The field trip to the museum, with its images of tattooed prisoners, reminded Davis of his childhood in Brooklyn, New York where he recalled seeing tattoos on the arms of a local storekeeper. In spring 1942, the Schutzstaffel (SS), a major paramilitary organization under Adolf Hitler and the Nazi Party in Nazi Germany, began tattooing all incoming Jewish prisoners, according to the Holocaust Encyclopedia.
“That trip to the museum made my encounter with the store owner more nuanced,” Davis said.
Grants are important to Davis’s ability to continue his Holocaust research. Fellowships and grants from organizations such as the Museum Teaching Fellow for the United States Holocaust Memorial Museum, the Rafael Schachter Defiant Requiem, and the The Olga Lengyel Institute for Holocaust Studies and Human Rights (TOLI), helped Davis to study and conduct research in the Czech Republic, Germany and the Auschwitz and Dachau concentration camps.

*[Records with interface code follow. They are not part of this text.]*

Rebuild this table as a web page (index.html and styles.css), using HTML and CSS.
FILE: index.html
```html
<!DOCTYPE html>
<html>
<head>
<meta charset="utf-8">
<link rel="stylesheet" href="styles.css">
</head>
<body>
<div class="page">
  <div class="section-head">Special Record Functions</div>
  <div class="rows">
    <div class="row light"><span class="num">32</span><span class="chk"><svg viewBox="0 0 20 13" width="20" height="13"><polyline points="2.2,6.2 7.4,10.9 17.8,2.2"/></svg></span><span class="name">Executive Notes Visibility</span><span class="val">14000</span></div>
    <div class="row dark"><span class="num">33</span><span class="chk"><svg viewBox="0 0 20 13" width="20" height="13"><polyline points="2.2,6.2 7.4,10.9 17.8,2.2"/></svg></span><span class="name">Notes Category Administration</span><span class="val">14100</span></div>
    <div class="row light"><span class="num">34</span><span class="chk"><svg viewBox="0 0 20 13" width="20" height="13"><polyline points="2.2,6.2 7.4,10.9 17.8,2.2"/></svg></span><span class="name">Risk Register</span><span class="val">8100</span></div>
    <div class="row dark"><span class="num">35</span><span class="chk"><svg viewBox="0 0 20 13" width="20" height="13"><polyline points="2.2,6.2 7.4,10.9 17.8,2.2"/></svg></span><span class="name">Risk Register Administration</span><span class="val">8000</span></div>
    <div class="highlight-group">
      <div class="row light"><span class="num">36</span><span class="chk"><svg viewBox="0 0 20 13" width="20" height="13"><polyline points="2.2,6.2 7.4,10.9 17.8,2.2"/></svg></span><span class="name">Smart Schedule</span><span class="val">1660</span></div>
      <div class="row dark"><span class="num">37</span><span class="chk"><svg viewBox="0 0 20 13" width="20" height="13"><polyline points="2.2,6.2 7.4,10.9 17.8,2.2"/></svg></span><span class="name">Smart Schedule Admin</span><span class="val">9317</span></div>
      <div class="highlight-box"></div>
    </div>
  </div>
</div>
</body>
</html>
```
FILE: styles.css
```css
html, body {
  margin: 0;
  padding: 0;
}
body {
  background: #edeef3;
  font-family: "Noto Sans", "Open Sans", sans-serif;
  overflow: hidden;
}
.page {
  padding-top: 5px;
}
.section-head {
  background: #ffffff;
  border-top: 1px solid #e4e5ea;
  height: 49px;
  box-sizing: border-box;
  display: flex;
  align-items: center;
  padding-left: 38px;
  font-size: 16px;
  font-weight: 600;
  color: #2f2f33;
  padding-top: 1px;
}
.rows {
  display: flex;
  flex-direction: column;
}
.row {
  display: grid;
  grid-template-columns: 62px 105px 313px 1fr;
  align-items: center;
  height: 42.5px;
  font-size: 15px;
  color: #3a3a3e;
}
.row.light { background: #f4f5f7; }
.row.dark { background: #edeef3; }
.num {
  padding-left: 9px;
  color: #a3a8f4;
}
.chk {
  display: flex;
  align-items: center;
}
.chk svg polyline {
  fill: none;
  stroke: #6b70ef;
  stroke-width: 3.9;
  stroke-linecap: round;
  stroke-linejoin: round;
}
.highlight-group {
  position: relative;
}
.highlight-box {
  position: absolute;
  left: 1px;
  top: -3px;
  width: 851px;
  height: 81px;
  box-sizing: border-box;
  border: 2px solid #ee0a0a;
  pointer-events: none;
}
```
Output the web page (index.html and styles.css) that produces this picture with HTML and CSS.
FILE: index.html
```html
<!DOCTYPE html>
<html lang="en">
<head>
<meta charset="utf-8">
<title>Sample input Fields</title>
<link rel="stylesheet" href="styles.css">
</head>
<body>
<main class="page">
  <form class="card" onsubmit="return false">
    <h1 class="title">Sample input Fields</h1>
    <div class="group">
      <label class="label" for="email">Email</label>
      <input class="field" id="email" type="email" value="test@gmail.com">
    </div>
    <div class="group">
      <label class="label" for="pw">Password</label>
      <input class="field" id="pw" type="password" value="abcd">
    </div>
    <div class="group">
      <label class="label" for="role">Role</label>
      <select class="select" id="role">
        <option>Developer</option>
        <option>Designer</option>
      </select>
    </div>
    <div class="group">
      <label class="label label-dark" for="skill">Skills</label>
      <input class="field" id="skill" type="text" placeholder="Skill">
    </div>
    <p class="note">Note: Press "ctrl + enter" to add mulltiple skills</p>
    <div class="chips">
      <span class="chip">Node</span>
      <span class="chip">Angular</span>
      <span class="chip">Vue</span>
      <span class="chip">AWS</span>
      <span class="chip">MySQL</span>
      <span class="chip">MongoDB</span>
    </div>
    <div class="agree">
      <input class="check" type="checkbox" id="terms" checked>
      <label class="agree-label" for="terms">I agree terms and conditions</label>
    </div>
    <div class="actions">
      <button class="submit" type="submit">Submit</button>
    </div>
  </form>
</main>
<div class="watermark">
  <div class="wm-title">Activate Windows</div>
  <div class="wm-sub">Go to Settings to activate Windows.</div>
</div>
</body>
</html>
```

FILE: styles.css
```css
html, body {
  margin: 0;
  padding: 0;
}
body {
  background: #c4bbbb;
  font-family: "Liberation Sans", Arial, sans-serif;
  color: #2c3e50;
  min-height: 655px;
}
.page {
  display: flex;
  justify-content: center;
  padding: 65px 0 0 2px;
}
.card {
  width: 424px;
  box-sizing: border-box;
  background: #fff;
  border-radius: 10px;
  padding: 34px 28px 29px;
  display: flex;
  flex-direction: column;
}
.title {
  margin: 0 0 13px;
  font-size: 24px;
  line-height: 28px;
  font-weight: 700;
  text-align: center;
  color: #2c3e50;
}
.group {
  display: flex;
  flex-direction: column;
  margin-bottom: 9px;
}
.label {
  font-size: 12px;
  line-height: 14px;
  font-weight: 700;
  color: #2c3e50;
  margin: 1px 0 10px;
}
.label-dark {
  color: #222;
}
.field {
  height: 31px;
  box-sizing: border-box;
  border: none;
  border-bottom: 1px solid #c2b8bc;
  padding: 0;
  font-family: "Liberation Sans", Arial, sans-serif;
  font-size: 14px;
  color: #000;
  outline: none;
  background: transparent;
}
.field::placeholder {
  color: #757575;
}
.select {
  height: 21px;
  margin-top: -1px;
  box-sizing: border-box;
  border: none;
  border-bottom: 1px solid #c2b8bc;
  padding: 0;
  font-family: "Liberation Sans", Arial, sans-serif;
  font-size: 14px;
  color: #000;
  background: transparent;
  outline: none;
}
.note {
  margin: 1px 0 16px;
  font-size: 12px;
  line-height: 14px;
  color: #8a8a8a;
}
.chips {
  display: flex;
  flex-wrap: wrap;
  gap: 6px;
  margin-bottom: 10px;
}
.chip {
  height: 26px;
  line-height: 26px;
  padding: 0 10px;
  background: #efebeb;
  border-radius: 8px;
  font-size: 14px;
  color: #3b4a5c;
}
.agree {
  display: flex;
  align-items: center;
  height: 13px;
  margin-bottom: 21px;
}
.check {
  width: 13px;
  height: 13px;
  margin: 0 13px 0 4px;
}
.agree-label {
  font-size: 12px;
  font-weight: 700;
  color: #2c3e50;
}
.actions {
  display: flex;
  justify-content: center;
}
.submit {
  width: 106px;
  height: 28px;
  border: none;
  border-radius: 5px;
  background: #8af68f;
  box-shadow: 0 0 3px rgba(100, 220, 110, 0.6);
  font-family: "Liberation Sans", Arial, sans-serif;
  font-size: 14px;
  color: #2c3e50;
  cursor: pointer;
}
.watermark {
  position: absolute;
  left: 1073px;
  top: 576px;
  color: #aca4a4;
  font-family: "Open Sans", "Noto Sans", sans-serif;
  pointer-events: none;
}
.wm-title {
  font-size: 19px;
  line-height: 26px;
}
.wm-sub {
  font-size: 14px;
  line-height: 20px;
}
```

“It just would be incomprehensible to think how these types of projects would even get off the ground if we didn’t have these types of assistance,” Davis said. He believes that stripping the NEH and Virginia Humanities of crucial funding is a form of suppression.
“What you’re seeing is a stifling of the next generation of leaders,” said Davis. “You’re stifling their creativity. You’re stifling their intellect. You’re stifling their cultural curiosity.”
Shortly after Virginia Humanities’ learned about the NEH budget cuts, the organization issued alerts by email and is calling for advocacy against the decision.
Despite the uncertain road ahead, Gibson believes that Virginia Humanities will survive the cuts simply because it is critical to support cultural engagement and preserving and documenting community stories, histories and artistic traditions.
“I think those are critical not just for ourselves, but also for our communities and community well-being,” Gibson continued. “So, we’re going to get through this, but we’re going to look a lot different and there’s going to be a lot of pain and there’s going to be some layoffs, which is hard.”